Participants were individually tested in a silent room to perform the lexical decision task (LDT) in English as well as the LHQ, spelling, translation, and familiarity tasks mentioned in the participants’ section. In the LDT, participants were asked to decide as quickly and accurately as possible whether a given string of letters was a real English word using two different response keys (M and Z corresponding to Yes and No answers). Stimulus presentation and data recording were controlled by the DMDX software [74].
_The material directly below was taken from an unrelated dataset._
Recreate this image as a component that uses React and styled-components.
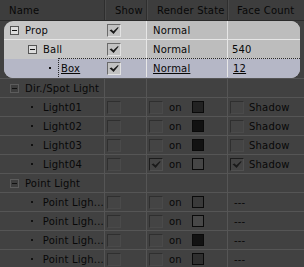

For each trial, a mask presented at the centre of the screen for 500 ms (a series of #) was followed by a lowercase prime presented in 12-pt Courier New for 50 ms (3 ticks in the 60-Hz CRT monitor). The prime was then replaced by an uppercase target word, which remained on screen until participants responded or 2500 ms had elapsed. The inter-trial interval was 1,133 ms (68 ticks). There were two blocks, a practice block with 10 practice trials (5 words + 5 pseudowords) and an experimental block with 112 experimental trials (56 words + 56 pseudowords). The task started with the practice block and was followed by the experimental block. One break was included after 56 trials had been presented. The entire procedure took approximately 35 minutes.

Results and discussion

Errors and lexical decision times below 250 ms or above 2000 ms were excluded from the latency analyses as well as data for the items that participants reported to be unfamiliar with. Reaction Times (RTs) more than 2 standard deviations (SDs) above or below participants’ means per condition were also removed. As a result, 5.3% of the data were eliminated. Besides, participants with more than 25% errors were excluded (three from the List 1 and four from the List 2). The mean lexical decision times and errors percentage per condition are displayed in Table 2.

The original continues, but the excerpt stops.